Après Zelda Fitzgerald, l’héroïne-égérie de son dernier livre, Alabama Song, couronné du Prix Goncourt 2007, Gilles Leroy prend un virage à 180 degrés pour ériger une nouvelle héroïne, vieille femme ordinaire qu’il dote d’une dimension romanesque bouleversante.
2005 dans le delta du Mississippi. Zola Jackson est une femme d’une soixantaine d’années qui a perdu mari et fils qui vit seule à Gentilly avec sa chienne Lady. Quand la tempête Katrina commence à souffler, elle refuse de se faire évacuer : elle ne sait pas nager et ne veut pas quitter sa maison où se réfugient tous ses souvenirs.
Et pour aller où de toute façon, se demande-t-elle ? Se succèdent alors la tempête, le déluge, l’inondation par les digues qui cèdent toutes en même temps, puis la canicule et la vermine.

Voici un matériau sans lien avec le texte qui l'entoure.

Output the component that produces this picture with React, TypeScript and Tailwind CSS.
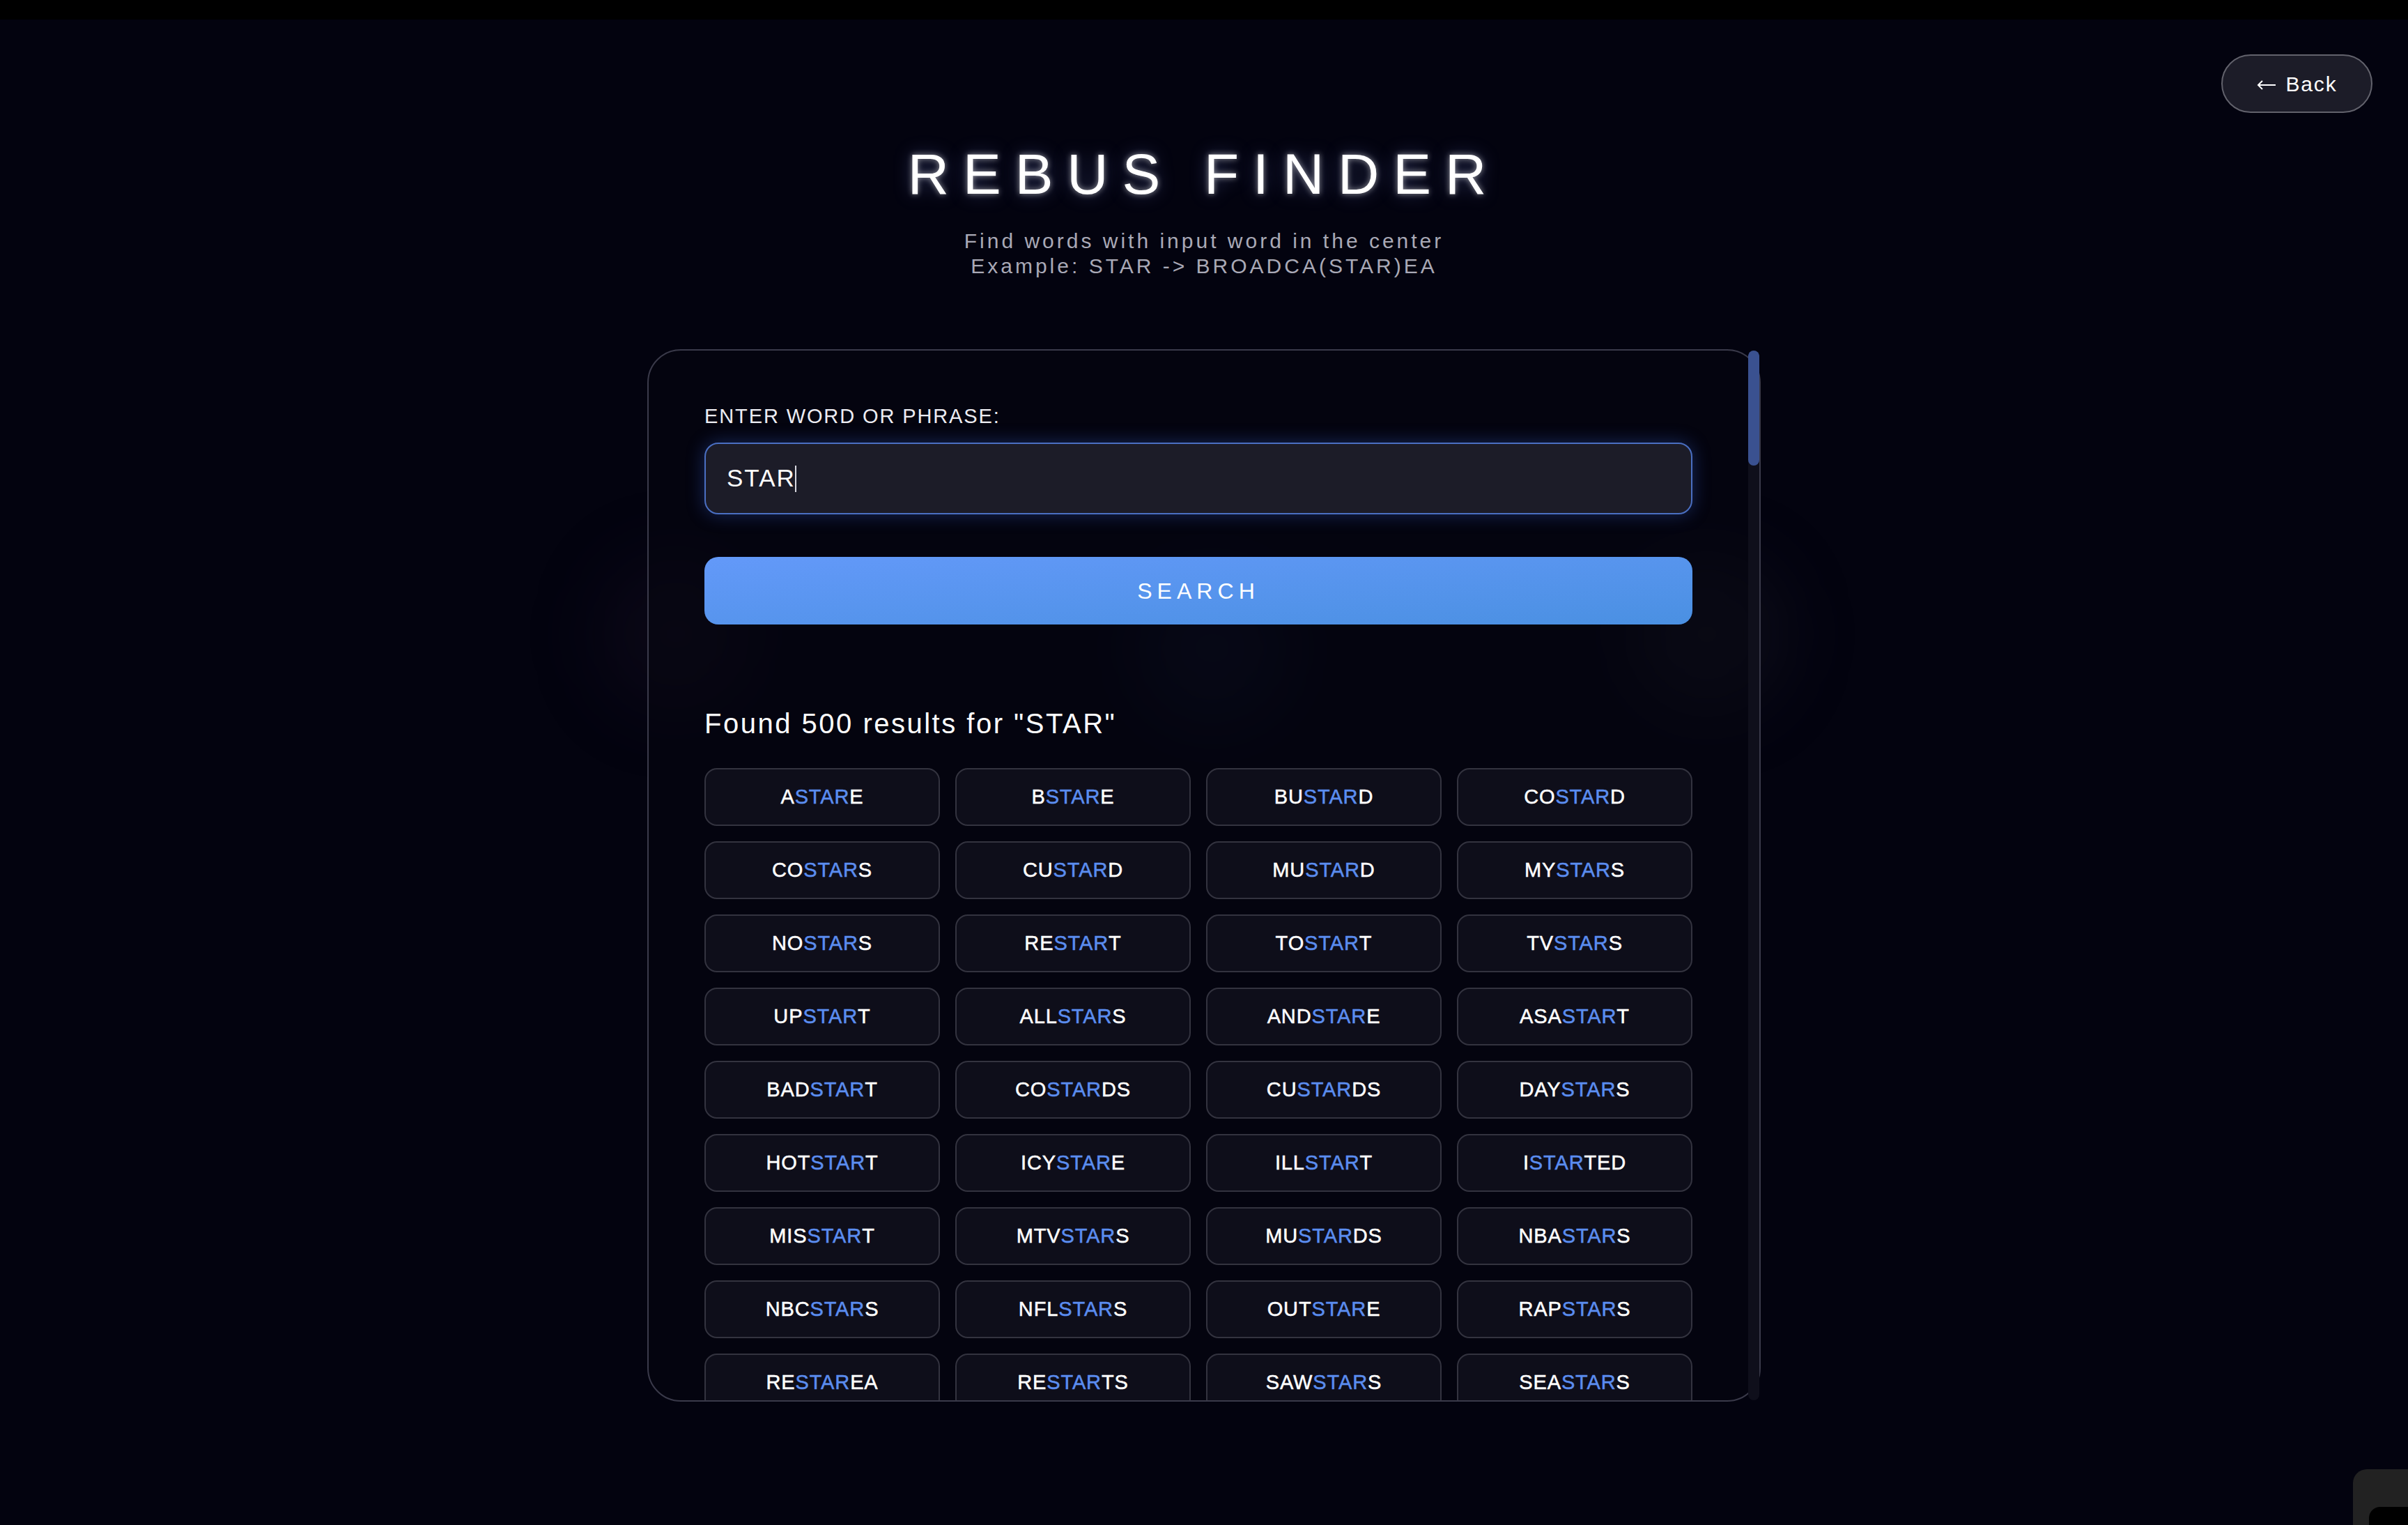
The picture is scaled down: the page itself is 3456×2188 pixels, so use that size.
import React from "react";

const WORDS = [
  "ASTARE", "BSTARE", "BUSTARD", "COSTARD",
  "COSTARS", "CUSTARD", "MUSTARD", "MYSTARS",
  "NOSTARS", "RESTART", "TOSTART", "TVSTARS",
  "UPSTART", "ALLSTARS", "ANDSTARE", "ASASTART",
  "BADSTART", "COSTARDS", "CUSTARDS", "DAYSTARS",
  "HOTSTART", "ICYSTARE", "ILLSTART", "ISTARTED",
  "MISSTART", "MTVSTARS", "MUSTARDS", "NBASTARS",
  "NBCSTARS", "NFLSTARS", "OUTSTARE", "RAPSTARS",
  "RESTAREA", "RESTARTS", "SAWSTARS", "SEASTARS",
];

function Highlight({ word }: { word: string }) {
  const i = word.indexOf("STAR");
  return (
    <>
      {word.slice(0, i)}
      <span className="text-[#5b8def]">STAR</span>
      {word.slice(i + 4)}
    </>
  );
}

export default function App() {
  return (
    <div className="relative h-screen overflow-hidden bg-[#03030f] font-['Liberation_Sans',Arial,sans-serif] text-white">
      <div className="h-[28px] bg-black" />

      {/* faint orbs behind the card */}
      <div className="pointer-events-none absolute left-[860px] top-[800px] h-[220px] w-[220px] rounded-full bg-[#2a1a30]/20 blur-[50px]" />
      <div className="pointer-events-none absolute left-[1630px] top-[820px] h-[220px] w-[220px] rounded-full bg-[#1a2850]/20 blur-[50px]" />
      <div className="pointer-events-none absolute left-[2340px] top-[800px] h-[220px] w-[220px] rounded-full bg-[#262634]/25 blur-[50px]" />

      <button className="absolute right-[51px] top-[78px] flex h-[84px] w-[217px] items-center justify-center gap-[14px] rounded-full border-2 border-[#62626c] bg-[#1c1c28] text-[30px] tracking-[0.06em] text-white">
        <svg width="28" height="14" viewBox="0 0 28 14" fill="none" stroke="currentColor" strokeWidth="2" className="mt-[4px]">
          <path d="M27 7H2M8 1L2 7l6 6" />
        </svg>
        <span>Back</span>
      </button>

      <main className="relative flex flex-col items-center">
        <h1 className="mt-[181px] text-[82px] font-light leading-none tracking-[20px] text-white [text-shadow:0_0_8px_rgba(255,255,255,0.55),0_0_26px_rgba(140,160,255,0.35)]">
          REBUS FINDER
        </h1>
        <p className="mt-[37px] text-center text-[30px] leading-[36px] tracking-[4px] text-[#a9a9b6]">
          Find words with input word in the center
          <br />
          Example: STAR -&gt; BROADCA(STAR)EA
        </p>

        <section className="mt-[101px] flex h-[1510px] w-[1598px] rounded-[48px] border-2 border-[#3a3a4a] bg-[#05050f]/50">
          <div className="min-w-0 flex-1 overflow-hidden rounded-l-[46px] px-[80px] pt-[80px]">
            <label className="block text-[29px] leading-none tracking-[0.065em] text-[#ececf2]">
              ENTER WORD OR PHRASE:
            </label>
            <div className="mt-[23px] flex h-[103px] items-center rounded-[20px] border-2 border-[#4a6fc2] bg-[#1c1c28] pl-[30px] shadow-[0_0_26px_rgba(60,110,230,0.35)]">
              <span className="text-[35px] tracking-[2px] text-white">STAR</span>
              <span className="ml-[-1px] inline-block h-[38px] w-[2px] bg-[#d8d8e0]" />
            </div>

            <button className="mt-[61px] flex h-[97px] w-full items-center justify-center rounded-[20px] bg-gradient-to-br from-[#6399f9] to-[#4a90e2] text-[32px] tracking-[0.22em] text-white">
              SEARCH
            </button>

            <h2 className="mt-[122px] text-[40px] leading-none tracking-[2.5px] text-white">
              Found 500 results for "STAR"
            </h2>

            <div className="mt-[44px] grid grid-cols-4 gap-[22px]">
              {WORDS.map((w) => (
                <div
                  key={w}
                  className="flex h-[83px] items-center justify-center rounded-[18px] border-2 border-[#33333f] bg-[#0e0e1a] text-[29px] tracking-[0.03em] text-white [-webkit-text-stroke:0.5px_currentColor]"
                >
                  <Highlight word={w} />
                </div>
              ))}
            </div>
          </div>

          {/* scrollbar */}
          <div className="w-[16px] shrink-0 rounded-full bg-[#0f0f1b]">
            <div className="h-[165px] rounded-full bg-[#3a5190]" />
          </div>
        </section>
      </main>

      <div className="absolute bottom-[-20px] right-[-20px] h-[100px] w-[99px] rounded-[20px] bg-[#222222] pl-[23px] pt-[54px]">
        <div className="h-full w-full rounded-[16px] bg-black" />
      </div>
    </div>
  );
}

Quand la maison vacille, les souvenirs deviennent son seul refuge. Ceux de Betsy, la grande tempête de 1965 qui souffla quand elle venait à peine d’accoucher ; ceux de son fils surdoué mais défunt qu’elle adorait et qui vivait avec un homme qu’elle n’a jamais accepté ; ceux de la vie d’avant, dure, la vie des petites gens à la noblesse orgueilleuse.
De Zelda à Zola, il n’y a que quelques lettres pour deux héroïnes distinctes. Si dans Zelda, Leroy confiait son regard personnel sur l’intimité de la femme de Fitzgerald, Zola apparaît comme un roman plus social, mais il s’agit toujours d’une épopée intime, celle d’une femme dont la vie et les choix ne sont pas toujours compris par les autres.
Gilles Leroy avait habitué son lecteur à des romans emprunts d’autobiographie. Ce n’est pas le cas dans Zola Jackson, à deux exceptions près : le questionnement sur l’homosexualité, et la relation de l’héroïne à sa chienne, hommage discret à Champsecret (2005) et au penchant de l’auteur pour les chiens.